NANJIANI First of all, so wrong. (Laughter.) Who has ever been more f—able than Kevin Bacon?
BACON What can I tell you? I wasn't her taste.
ANDERSON Hey, were you f—able after the movie?
BACON As it turned out … (Anderson fist-bumps Bacon.)
DANSON I don't know if this is sexism or ageism, but around the set, we all make jokes. If it's a good set and it's friends, men and women are just raunchy. It's not the sexism thing where you're offending people, they're doing it back and all that. I've noticed that what I used to be able to say and everybody would go, "Oh Ted," is now, "Eww." Age. All of a sudden, those jokes are no longer appropriate.
HENRY You became that guy, just like that.
DANSON It's like, ew, dirty old man.
BACON Do either of these qualify as sexist? I don't know.
DANSON The fact that we're having a hard time thinking of a sexist moment, that is the whole conversation. That is sexism right there.
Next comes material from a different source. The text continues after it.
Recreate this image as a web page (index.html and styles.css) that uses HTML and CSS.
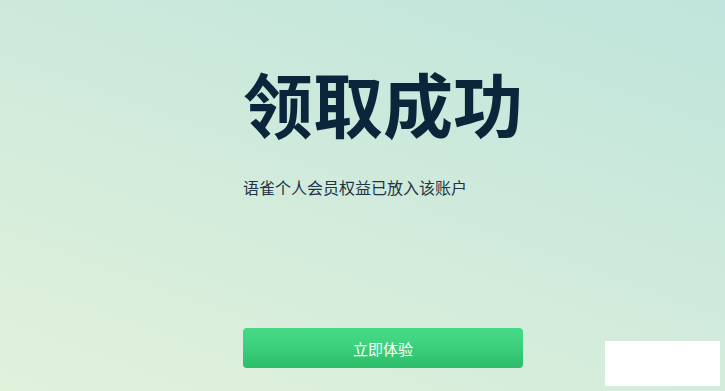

What was the most amusing or simply horrifying feedback you've received when going up for a part?
BACON I was up for a movie with Franco Zeffirelli directing. My agent called me, "You didn't get it." "Really?" "Yeah, you got really, really close." "OK. Oh well, shit." Hung up. Then I call him back. "Can you tell me why? I really felt good about the audition." "Franco didn't like your nose."
HENRY Get the prosthetic out.
NANJIANI I heard, "They decided to go in a more all-American direction."
NANJIANI And then they cast an Australian guy.
ANDERSON I was actually told I wasn't funny enough for something. And they went and gave it to literally a motherf—er who wasn't funny at all. I can't even remember what it was, but I remember watching the flick.
NANJIANI Oh, do you watch stuff you don't get?
Do you, Kumail?
NANJIANI I usually don't, and I've had good luck in that a lot of the things I really wanted that I didn't get turned out to be really bad.
HENRY Don't you love that shit?
NANJIANI Oh, I root against them. "I hope this sucks." (Laughs.)
MACY If I didn't watch the stuff I don't get, I couldn't watch anything.